Tuesday, 15 September 2015

Is Investing Like Shopping? (Part 2)

Wasn’t intending to do a second part of this, but after doing the first post, I had some more ideas on how investing is like shopping, so decided to have this new post on it. While reading through the old post, I also noticed that there were some points that I brought out in the intro which I didn’t elaborate on, so I’ll be doing so here as well.

(Image source: https://commons.wikimedia.org)

Value for money
Sales usually present good buying opportunities for buyers to get the things they want/need at good prices. Market downturns also present similar good opportunities for investors to get good value for their money. Imagine looking at a dollar of earning potential as an item, then a low P/E ratio would obviously be considered good value for money

Difference in quality
But of course, we know this is not true as there are differences in the quality of earning potential. Stable businesses would have a higher quality of earnings potential than unstable ones. Looking in a supermarket and comparing the organic vegetables and the regular ones, the price difference is also obvious, due to their difference in quality (or “perceived” quality). So, in both cases, we have to take the quality into consideration before deciding if the product or investment is considered value for money

Brand names
In shopping, there are luxury brands, which are able to charge much more than the cost of the product and the regular, household or brandless ones. In investing, there are blue-chips. The differences in price may be justified by the “brand” value of owning the product or share.
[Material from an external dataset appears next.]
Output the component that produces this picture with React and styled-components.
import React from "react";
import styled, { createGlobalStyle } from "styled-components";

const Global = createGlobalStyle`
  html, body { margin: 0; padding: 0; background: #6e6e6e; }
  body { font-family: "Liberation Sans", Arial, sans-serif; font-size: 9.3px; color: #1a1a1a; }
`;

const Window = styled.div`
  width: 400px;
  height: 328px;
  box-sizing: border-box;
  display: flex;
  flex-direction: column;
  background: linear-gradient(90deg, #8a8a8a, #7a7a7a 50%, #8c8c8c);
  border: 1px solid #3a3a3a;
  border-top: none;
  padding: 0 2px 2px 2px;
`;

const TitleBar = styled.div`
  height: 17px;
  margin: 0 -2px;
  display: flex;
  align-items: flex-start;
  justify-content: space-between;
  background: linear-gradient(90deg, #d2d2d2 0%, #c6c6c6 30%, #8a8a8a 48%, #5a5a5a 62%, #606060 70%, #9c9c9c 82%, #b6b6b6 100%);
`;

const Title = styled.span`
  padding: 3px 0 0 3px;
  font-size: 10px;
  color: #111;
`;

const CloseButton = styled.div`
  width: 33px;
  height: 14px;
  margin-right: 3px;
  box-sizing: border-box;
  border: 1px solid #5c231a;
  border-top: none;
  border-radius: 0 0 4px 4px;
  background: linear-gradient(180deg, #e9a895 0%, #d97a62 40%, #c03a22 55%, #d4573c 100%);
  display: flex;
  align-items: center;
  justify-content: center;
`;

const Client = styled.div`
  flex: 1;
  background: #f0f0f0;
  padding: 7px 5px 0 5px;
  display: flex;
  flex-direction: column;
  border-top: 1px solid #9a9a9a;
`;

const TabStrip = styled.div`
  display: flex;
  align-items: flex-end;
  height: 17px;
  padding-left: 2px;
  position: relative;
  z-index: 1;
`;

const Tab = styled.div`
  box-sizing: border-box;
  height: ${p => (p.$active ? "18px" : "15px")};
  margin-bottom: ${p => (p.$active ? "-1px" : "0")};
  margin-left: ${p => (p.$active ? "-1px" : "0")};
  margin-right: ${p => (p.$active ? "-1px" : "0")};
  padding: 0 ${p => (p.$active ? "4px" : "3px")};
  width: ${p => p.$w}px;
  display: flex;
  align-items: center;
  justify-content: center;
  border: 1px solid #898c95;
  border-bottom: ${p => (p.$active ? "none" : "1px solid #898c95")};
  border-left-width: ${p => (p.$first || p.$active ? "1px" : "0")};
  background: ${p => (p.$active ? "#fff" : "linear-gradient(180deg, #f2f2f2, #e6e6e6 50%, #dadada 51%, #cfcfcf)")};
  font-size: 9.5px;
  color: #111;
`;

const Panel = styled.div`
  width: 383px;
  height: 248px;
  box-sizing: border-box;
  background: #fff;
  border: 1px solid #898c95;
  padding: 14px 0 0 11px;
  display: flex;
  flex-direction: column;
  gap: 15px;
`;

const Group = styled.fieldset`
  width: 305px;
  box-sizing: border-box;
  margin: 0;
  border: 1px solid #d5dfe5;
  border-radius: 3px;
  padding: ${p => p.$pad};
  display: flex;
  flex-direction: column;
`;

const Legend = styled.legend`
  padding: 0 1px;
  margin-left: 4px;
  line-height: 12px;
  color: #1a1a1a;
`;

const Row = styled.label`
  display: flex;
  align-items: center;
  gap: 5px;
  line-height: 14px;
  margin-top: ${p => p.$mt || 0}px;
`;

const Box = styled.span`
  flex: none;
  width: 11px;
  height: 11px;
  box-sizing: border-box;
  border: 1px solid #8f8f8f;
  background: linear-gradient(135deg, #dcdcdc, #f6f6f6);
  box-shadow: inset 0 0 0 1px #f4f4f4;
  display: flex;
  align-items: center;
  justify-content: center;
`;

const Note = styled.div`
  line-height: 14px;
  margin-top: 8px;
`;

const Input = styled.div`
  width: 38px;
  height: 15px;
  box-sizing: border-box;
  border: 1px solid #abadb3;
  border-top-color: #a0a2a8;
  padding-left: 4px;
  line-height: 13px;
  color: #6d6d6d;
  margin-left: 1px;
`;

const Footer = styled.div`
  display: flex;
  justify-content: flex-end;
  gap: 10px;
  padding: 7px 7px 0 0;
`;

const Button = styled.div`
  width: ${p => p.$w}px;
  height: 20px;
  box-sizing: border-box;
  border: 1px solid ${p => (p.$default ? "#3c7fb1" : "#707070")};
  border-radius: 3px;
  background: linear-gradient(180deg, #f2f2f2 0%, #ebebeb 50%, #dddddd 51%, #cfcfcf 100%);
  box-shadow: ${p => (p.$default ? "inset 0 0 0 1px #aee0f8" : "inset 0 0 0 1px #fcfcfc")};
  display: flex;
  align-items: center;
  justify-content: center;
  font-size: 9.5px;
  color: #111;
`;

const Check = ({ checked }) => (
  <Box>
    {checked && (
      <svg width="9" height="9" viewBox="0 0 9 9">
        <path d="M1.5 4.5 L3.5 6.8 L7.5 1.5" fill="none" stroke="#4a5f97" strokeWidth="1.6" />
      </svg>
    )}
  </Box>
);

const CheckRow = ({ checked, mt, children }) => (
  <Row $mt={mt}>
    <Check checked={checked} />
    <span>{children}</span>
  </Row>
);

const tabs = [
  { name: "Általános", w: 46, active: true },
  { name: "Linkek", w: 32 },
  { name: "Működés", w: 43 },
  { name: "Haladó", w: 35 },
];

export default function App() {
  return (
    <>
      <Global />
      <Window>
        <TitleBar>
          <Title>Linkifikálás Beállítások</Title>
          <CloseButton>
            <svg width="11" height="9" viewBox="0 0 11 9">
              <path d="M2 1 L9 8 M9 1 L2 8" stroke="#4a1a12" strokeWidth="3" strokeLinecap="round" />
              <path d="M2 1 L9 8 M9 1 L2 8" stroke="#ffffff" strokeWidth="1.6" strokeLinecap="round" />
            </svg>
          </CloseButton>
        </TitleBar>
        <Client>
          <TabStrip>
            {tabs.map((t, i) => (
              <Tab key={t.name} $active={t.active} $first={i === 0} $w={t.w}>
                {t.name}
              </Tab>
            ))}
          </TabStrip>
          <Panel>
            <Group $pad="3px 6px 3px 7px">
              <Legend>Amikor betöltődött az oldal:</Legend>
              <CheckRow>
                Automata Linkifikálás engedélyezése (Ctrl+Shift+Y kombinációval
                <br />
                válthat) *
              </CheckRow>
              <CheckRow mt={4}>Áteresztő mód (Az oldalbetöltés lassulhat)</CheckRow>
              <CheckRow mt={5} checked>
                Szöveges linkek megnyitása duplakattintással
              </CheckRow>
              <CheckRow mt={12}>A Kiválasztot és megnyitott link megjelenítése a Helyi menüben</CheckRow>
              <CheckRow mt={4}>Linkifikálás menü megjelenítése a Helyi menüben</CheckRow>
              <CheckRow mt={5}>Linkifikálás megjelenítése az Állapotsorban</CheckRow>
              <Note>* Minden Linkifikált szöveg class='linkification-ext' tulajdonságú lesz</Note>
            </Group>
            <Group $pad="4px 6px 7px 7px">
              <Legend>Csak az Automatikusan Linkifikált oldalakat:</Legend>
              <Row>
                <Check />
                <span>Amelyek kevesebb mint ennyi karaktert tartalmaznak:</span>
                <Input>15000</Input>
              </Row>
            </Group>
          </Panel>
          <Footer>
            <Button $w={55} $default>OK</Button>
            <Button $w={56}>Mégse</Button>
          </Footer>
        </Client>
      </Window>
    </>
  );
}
But then as we should know well enough, these brand names may not always be good value for their money

Why do we treat them differently?

Like mentioned in my previous post, steep discounts in the form of a market downturn tend to discourage us from investing. While there may be other reasons for this, such as fear of losing job, but instead of pulling out all of our investments during downturns, which basically reinforces this trend, we should be buying like there’s a sale. Or maybe people keep thinking that it’ll drop lower, in which case, dollar-cost averaging down may be a good option. But as long as the company still seems to be of good quality, a drop in price may actually be a good thing.